/zfs_defrag

Automation of snapshotting a zfs pool and sending it to S3, destroy the pool, recreate, and import the snapshot in order to fix ZFS Fragmentation

Primary LanguageShellBSD 3-Clause "New" or "Revised" LicenseBSD-3-Clause

zfs_defrag

Automation of snapshotting a zfs pool and sending it to S3, destroy the pool, recreate, and import the snapshot in order to fix ZFS Fragmentation

DISCLAIMER

While this script does everything it can to ensure your data's integrety, this IS a destructive operation.

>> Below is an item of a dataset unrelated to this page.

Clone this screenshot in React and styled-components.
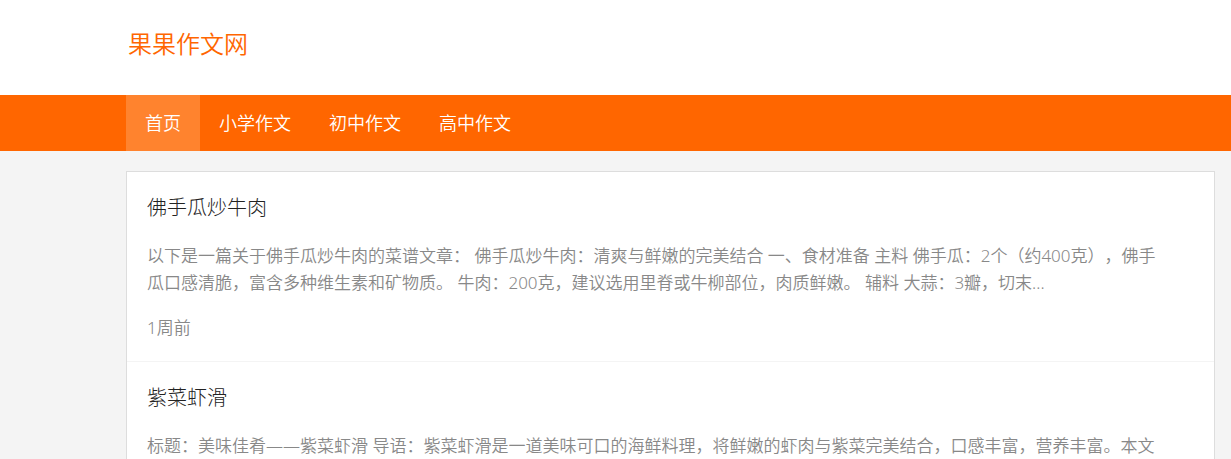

Please make sure you have valid backups before beginning as we can not be responsible if something were to go wrong.

Why does this exist?

ZFS is a copy-on-write filesystem so when you edit a file, when it is saved it copies the entire file to another location on the disk. This prevents traditional fragmentation by keeping the entire file together. The issue is now your free space is fragmented so the OS and filesystem need to work harder to find places to put files. Currently ZFS has no plans to fix this and there is some further documentation here in ZFS Issue 3582 which itself has multiple links showing the issues. The long term fix is BPR (Block Pointer Rewrite) which is not currently on the roadmap.

Prerequisites

You must have the following installed:

  • s3cmd
  • lsof
  • pv
  • pigz

Run s3cmd --configure to setup your keys and connection to AWS S3. Edit zfs_defrag.sh to point to the correct file which defaults to /root/.s3cmd.cfg

This will also work for any internally hosted S3 compliant service such as Riak, Ceph, LeoFS, etc.

Before you start

On your server ensure all services which access you ZFS pools are stopped. To find out which mount points are ZFS pools run:

$ zfs list -o mountpoint
MOUNTPOINT
/data
/opt

Then simply ensure there are no open files on each one:

lsof /data
lsof /opt

IMPORTANT NOTE REGARDING ZVOLS

At this time this script does not support ZVOLs. To quote Jim Salter

If you have a dataset that’s occupying 85% of your pool, you can snapshot that dataset any time you like. If you have a ZVOL that’s occupying 85% of your pool, you cannot snapshot it, period. This is one of those things that both tyros and vets tend to immediately balk at – I must be misunderstanding something, right? Surely it doesn’t work that way? Afraid it does. To see if you are currently using a zvol simply run :

zfs list -t volume
no datasets available

This is what you want to see.

Running Defragmentation

Your options are as follows:

  • -c - Used for if you want to make changes to how your zfs pool was originally created
    • ex: zfs-defrag.sh -c "zpool create -f data sdb log sdc1 cache sdc2"
  • -x - Used for if you simply want to add extra "-o" options to your "zfs create" statements
    • ex: zfs-defgrag.sh -x "-o ashift=12"
  • -y - For defaulting to yes to all questions to use in a semi-hands off state NOTE This will NOT bypass if there are open files! (hence the semi-hands off)
  • -h - Print this help

In general if you want your zfs pool to be setup exactly as it was you don't need any options: zfs-defrag.sh

What happens during the run

  • Get default ZFS options and change some in order to speed up zfs send and recieve
  • Look for mountpoints via zfs list and checks each one for open files.
    • In this part we will exit hard if any are found
  • Check existing fragmentation.
  • Grab zfs history ${POOL} to get the original create command in order to re-create it as is (unless one of the above options are given)
  • Snapshot the ZFS pool recursively
  • Send the snapshot to S3 (or S3 compliant service as defined in your s3cmd.cfg)
  • Checks for open files again in case any service started up or someone went into a target directory, etc
    • At this point the script will go into a wait state until you tell it to continue and loop until all mounts are clear
  • Destroys the zfs pool
  • Re-creates the zfs pool
  • Receives the snapshot back from S3
  • Re-mounts all of your mountpoints via zfs mount -a
  • Runs a cleanup
    • deletes local snapshots
    • delete remote snapshots from s3
    • sets zfs settings back to your original settings.